2. Cut What Is Nice to Have, Keep What Keeps You Running
When money is tight, every expense needs to earn its place. Go through your monthly costs line by line and ask: does this directly help us serve customers or bring in income? If yes, keep it. If not, cut or pause it.
What to cut first:
- Subscriptions and tools your team rarely uses
- Advertising that you cannot track or measure
- Office supplies, decorations, or upgrades that are not urgent
- Events, dinners, or activities that are about image, not income
What to protect:
- The staff who deal directly with your customers
- Tools that your operations genuinely cannot run without
- Any marketing that is directly bringing in enquiries or sales
The goal is not to cut everything. The goal is to stop spending money on things that will not help you survive the next six months.

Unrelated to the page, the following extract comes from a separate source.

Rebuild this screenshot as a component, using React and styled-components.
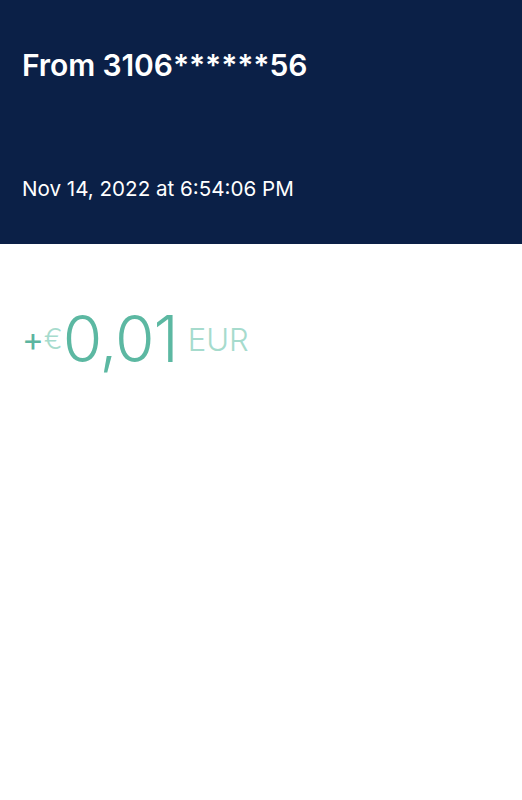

3. Talk to Your Landlord, Suppliers, and Bank- Before You Have To
One of the biggest mistakes business owners make during a crisis is waiting until they miss a payment before asking for help. By then, your position is much weaker.
A key part of survival during an economic crisis is acting early.
Contact your landlord now and ask whether there is any flexibility on rent during a difficult period. Many will agree to a temporary reduction or deferral rather than risk losing a tenant. Do the same with your key suppliers and ask for extended payment terms, even just an extra 30 days.
If you have a business loan, call your bank. In Malaysia, Bank Negara has previously directed banks to offer moratoriums during national downturns. Even outside of formal programmes, banks generally prefer to restructure a loan than deal with a default.
The earlier you have these conversations, the more options you have. Waiting until you are desperate is the most expensive approach.
4. Be Honest With Your Team. They Can Handle the Truth

Your employees are watching you. They see the slower foot traffic, the fewer orders, the quieter office. If you say nothing, they will assume the worst and your best people, who have options, will start looking elsewhere.
You do not need to share every financial detail. But you do need to tell your team, honestly, that times are tough, what you are doing about it, and what they should expect. A short, calm conversation from a business owner who has a plan is far more reassuring than silence.
Tell them what you are doing to protect the business. Tell them what you need from them. And if there are going to be changes to salaries, hours, or roles, give people as much notice as you possibly can. Dignity costs nothing but means everything during a difficult period.
Survival during an economic crisis is not just financial. It is also about leadership.
5. Protect Your Best People First
If you need to reduce your team size, do it once and do it thoughtfully. Identify the people who are genuinely critical to your operations the ones who know your customers, handle your key processes, or hold institutional knowledge that would take months to replace.
Protect those people. Even if it means cutting costs elsewhere more aggressively.
For staff you do need to let go, follow Malaysia’s Employment Act properly. Pay what is owed. Give proper notice. Write a reference letter. How you treat people on the way out says everything about the kind of employer you are and people remember. Your reputation in your industry survives the crisis even when your revenue does not.
Avoid the trap of multiple small rounds of retrenchment over many months. One honest restructuring, done respectfully, is better for everyone than dragging out uncertainty for your remaining team.
In survival during an economic crisis, protecting key team members ensures continuity and stability.
6. Focus on Your Current Customers, Not New Ones
During an economic crisis, the cheapest and most reliable source of revenue is the customers you already have. It costs far more time, money, and energy to acquire a new customer than to serve an existing one better.
Call your top ten customers. Ask how they are doing. Ask what they need. Offer to help solve their current problem, not just sell them what you usually sell. This kind of relationship, where a supplier genuinely shows up during a difficult time- builds loyalty that lasts long after the crisis is over.
You can also look at whether any of your existing customers need something slightly different from you right now. A restaurant supplier might shift to smaller pack sizes. A training company might offer shorter, cheaper modules. These are not big pivots- they are small adjustments that keep the relationship and the revenue alive.
7. Look After Yourself Too
Firm survival during an economic crisis is not just about the numbers. It is also about the person running the firm. Business owners in Malaysia particularly those who employ family members or come from tight-knit communities often carry enormous personal stress during a downturn. They feel responsible for everyone.
That responsibility is real. But you cannot make good decisions when you are exhausted, isolated, or running on fear. Set aside time to think clearly, away from the daily noise. Talk to other business owners who are going through the same thing. Join a local business association or chamber of commerce, the connections and shared experience are more valuable during a crisis than any time.
Taking care of yourself is not a luxury. It is how you stay capable of taking care of your business and your people.
The Bottom Line
Survival during an economic crisis as a firm in Malaysia does not require a finance degree or a team of consultants. It requires honesty about your cash position, about what your business truly needs, and about what your people deserve to hear.
Know your numbers. Cut with intention. Communicate early. Protect your best people. Serve your current customers well. And do not forget that you, the person keeping it all together, matter too.
The firms that come out stronger on the other side are not always the ones with the most money. They are the ones led by people who stayed clear-headed, stayed honest, and stayed human.